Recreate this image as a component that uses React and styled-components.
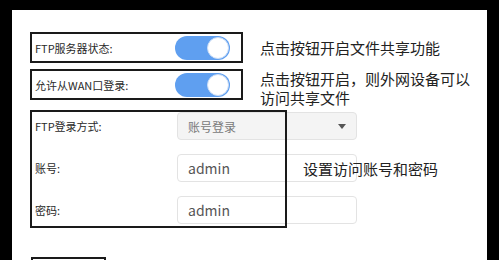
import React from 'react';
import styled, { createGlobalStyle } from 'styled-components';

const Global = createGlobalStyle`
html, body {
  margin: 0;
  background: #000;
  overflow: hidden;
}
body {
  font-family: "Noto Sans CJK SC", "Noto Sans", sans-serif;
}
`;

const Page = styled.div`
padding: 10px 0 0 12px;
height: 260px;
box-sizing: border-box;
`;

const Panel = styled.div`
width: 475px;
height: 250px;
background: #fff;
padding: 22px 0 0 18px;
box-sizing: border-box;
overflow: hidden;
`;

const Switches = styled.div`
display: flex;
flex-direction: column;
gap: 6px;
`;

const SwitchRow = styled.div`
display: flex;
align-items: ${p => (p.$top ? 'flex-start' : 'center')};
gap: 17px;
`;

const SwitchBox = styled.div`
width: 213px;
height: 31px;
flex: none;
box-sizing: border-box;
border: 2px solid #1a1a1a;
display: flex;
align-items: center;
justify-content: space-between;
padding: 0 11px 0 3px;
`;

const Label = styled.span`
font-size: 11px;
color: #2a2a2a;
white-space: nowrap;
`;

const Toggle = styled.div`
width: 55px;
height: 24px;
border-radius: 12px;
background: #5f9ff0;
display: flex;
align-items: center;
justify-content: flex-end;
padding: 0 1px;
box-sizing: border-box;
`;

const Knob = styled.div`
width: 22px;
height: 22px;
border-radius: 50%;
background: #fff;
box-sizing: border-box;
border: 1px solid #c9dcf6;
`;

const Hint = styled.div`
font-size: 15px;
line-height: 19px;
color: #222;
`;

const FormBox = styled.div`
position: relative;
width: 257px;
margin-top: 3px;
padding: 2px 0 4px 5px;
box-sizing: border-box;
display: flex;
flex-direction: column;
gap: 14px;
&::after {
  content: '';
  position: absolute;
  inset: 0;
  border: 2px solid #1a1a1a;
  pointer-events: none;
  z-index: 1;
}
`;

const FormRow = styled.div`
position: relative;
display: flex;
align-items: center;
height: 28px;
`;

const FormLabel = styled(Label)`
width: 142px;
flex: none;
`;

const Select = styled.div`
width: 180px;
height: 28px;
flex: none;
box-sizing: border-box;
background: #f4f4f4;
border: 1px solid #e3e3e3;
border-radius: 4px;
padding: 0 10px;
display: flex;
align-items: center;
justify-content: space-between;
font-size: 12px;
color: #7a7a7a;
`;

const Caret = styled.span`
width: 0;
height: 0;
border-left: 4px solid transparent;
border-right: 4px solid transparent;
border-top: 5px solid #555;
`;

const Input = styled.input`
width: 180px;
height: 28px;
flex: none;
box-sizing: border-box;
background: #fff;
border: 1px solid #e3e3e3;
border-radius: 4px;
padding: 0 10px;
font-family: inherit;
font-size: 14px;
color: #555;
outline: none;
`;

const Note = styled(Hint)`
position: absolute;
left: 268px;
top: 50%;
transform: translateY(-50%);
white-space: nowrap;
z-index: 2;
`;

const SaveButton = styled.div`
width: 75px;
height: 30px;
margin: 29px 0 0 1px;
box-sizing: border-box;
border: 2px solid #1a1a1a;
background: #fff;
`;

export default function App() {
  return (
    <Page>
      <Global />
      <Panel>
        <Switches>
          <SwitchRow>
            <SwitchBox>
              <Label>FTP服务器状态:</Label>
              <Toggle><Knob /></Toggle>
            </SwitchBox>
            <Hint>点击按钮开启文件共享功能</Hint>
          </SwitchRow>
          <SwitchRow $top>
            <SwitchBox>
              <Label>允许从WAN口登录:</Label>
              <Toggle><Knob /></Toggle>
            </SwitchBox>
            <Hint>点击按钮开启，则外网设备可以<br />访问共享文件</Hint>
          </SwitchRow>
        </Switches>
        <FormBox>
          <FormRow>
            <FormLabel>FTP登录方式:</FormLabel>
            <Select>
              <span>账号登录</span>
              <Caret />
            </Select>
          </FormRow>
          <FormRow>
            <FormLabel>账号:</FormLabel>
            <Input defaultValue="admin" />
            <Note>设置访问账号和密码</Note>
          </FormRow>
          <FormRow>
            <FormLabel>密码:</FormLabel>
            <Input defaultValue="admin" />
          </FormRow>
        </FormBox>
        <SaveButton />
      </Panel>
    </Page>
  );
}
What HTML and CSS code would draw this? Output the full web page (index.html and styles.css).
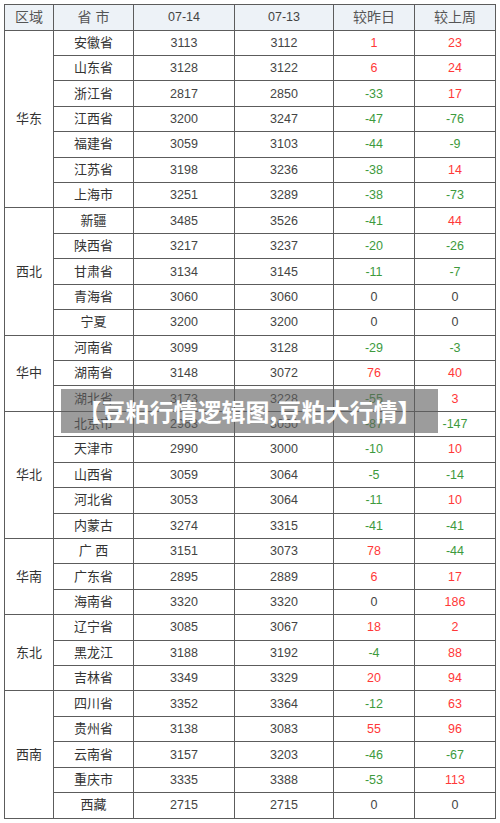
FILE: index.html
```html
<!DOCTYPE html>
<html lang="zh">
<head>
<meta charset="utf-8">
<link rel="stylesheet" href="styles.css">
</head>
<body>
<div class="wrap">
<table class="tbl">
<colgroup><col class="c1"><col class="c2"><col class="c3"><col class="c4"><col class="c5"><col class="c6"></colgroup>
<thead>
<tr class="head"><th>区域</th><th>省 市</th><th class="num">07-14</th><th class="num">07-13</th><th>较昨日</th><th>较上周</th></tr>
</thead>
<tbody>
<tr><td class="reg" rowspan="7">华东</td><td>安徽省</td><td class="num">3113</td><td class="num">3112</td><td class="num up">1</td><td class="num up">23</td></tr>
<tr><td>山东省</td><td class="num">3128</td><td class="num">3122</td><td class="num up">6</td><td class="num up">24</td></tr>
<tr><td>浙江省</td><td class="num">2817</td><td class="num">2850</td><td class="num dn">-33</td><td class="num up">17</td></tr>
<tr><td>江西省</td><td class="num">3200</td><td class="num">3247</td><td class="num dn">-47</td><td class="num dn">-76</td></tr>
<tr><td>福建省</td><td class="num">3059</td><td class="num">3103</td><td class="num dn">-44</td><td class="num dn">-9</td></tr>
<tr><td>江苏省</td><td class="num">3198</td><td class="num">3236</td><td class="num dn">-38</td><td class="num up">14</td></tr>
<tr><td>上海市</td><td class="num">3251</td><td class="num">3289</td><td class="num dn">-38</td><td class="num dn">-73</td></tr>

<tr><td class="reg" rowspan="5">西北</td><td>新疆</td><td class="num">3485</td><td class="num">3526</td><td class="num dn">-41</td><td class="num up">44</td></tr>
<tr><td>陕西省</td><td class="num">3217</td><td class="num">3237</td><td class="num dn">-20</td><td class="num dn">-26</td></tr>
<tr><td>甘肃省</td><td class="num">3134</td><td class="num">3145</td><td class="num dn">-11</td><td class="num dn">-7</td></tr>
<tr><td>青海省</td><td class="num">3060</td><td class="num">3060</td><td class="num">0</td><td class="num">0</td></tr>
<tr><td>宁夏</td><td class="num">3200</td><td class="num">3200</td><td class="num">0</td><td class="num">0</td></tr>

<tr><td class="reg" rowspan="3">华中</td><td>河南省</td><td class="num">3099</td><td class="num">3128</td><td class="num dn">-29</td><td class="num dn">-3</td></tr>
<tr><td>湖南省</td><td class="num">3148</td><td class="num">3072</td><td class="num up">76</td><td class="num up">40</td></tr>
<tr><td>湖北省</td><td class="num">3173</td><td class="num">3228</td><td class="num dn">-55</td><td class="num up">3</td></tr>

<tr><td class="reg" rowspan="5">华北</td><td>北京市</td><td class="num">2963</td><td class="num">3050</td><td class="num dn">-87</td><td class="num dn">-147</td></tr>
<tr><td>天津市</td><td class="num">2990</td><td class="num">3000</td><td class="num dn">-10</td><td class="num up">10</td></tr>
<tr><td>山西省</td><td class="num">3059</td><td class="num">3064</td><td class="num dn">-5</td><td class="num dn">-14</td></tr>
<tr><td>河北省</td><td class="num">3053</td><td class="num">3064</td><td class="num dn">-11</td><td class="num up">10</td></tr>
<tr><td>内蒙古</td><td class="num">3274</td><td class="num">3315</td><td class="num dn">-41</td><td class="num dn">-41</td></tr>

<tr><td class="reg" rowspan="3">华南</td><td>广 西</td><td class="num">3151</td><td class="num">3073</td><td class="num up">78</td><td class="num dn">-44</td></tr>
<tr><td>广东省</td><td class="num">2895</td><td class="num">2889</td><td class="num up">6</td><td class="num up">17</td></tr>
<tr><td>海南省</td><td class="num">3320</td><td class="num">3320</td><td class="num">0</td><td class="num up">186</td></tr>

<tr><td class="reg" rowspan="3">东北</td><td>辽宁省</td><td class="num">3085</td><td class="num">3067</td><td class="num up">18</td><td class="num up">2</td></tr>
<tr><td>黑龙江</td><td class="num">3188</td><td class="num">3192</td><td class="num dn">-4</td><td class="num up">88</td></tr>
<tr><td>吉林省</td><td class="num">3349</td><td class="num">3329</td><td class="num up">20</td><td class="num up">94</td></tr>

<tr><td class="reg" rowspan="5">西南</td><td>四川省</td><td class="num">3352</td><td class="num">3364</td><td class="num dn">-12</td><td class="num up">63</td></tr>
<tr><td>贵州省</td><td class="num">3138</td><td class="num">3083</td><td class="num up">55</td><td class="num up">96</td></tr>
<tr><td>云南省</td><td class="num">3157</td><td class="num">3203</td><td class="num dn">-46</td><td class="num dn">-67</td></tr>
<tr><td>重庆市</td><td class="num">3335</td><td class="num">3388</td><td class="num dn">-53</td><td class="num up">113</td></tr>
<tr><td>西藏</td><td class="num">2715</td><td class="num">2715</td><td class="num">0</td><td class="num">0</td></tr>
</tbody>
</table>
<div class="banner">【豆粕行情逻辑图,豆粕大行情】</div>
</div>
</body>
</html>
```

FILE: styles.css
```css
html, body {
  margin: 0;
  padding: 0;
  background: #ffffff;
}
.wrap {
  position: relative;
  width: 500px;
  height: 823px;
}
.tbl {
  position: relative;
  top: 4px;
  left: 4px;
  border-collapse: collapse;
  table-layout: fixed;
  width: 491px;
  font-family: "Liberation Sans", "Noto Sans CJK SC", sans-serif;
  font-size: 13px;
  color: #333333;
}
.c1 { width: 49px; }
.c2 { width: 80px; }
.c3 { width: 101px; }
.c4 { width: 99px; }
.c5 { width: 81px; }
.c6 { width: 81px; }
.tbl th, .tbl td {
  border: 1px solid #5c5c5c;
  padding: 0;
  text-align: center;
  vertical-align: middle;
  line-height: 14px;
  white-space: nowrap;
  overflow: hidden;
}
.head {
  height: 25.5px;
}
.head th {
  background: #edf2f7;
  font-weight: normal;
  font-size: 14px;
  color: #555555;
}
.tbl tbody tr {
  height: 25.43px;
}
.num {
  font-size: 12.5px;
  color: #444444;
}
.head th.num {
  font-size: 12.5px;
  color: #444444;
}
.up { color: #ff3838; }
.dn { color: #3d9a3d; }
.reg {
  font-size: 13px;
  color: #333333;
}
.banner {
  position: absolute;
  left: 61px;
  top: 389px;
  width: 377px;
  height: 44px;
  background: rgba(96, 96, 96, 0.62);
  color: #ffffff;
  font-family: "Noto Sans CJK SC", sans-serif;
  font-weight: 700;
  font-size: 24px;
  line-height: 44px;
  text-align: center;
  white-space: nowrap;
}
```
--
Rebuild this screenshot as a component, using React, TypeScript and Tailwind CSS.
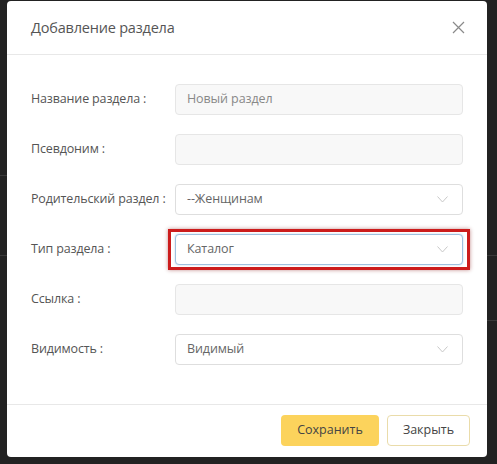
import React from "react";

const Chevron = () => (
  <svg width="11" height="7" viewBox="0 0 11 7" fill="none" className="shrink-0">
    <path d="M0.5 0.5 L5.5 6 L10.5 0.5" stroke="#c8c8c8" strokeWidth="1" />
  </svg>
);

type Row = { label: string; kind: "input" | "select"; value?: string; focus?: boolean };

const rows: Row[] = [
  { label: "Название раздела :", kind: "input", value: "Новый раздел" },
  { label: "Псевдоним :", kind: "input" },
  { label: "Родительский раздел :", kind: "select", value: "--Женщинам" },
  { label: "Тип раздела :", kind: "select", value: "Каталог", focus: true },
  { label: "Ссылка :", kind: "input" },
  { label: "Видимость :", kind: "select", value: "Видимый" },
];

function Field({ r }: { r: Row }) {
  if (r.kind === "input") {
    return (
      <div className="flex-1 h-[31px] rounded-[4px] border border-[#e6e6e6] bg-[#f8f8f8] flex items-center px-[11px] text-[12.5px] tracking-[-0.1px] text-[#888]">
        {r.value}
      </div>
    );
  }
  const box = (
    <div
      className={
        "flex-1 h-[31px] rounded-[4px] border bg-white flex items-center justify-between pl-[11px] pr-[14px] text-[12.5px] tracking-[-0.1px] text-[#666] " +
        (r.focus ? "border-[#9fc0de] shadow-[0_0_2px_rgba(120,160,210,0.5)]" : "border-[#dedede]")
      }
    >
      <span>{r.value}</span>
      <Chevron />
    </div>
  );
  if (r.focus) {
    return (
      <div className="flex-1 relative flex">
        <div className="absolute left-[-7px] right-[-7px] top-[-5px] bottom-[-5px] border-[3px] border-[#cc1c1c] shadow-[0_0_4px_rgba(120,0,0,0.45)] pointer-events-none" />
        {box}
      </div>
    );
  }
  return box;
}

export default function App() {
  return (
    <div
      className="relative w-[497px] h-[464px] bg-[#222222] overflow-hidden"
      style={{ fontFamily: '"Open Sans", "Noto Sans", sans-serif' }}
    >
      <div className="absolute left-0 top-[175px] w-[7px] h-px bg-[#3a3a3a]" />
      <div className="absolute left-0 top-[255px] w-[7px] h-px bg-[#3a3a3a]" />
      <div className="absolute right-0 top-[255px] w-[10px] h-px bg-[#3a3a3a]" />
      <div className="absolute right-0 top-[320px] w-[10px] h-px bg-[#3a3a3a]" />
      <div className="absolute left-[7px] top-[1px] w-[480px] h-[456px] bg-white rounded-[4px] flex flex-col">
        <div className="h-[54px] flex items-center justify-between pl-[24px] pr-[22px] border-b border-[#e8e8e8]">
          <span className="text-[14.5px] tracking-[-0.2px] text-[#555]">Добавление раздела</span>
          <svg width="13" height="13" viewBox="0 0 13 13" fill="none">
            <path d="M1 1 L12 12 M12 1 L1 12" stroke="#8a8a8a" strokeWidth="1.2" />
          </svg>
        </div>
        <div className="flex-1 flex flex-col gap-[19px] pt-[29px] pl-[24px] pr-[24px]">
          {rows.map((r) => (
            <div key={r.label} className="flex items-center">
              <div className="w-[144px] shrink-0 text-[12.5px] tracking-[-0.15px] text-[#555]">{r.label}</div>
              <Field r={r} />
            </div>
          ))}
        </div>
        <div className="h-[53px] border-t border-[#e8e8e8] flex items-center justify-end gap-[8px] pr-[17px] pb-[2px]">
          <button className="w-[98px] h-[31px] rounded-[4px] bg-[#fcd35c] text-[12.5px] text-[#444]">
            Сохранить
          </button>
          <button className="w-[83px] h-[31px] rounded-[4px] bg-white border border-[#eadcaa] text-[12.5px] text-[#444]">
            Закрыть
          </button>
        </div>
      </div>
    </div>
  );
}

■ **Set task**:
Within the entries above, give again exactly the lines starting at the one that contains "Rebuild this screenshot" and ending at the one that contains "string; focus?: boolean", leaving out the pictures.

■ **Task output**:
Rebuild this screenshot as a component, using React, TypeScript and Tailwind CSS.
import React from "react";

const Chevron = () => (
  <svg width="11" height="7" viewBox="0 0 11 7" fill="none" className="shrink-0">
    <path d="M0.5 0.5 L5.5 6 L10.5 0.5" stroke="#c8c8c8" strokeWidth="1" />
  </svg>
);

type Row = { label: string; kind: "input" | "select"; value?: string; focus?: boolean };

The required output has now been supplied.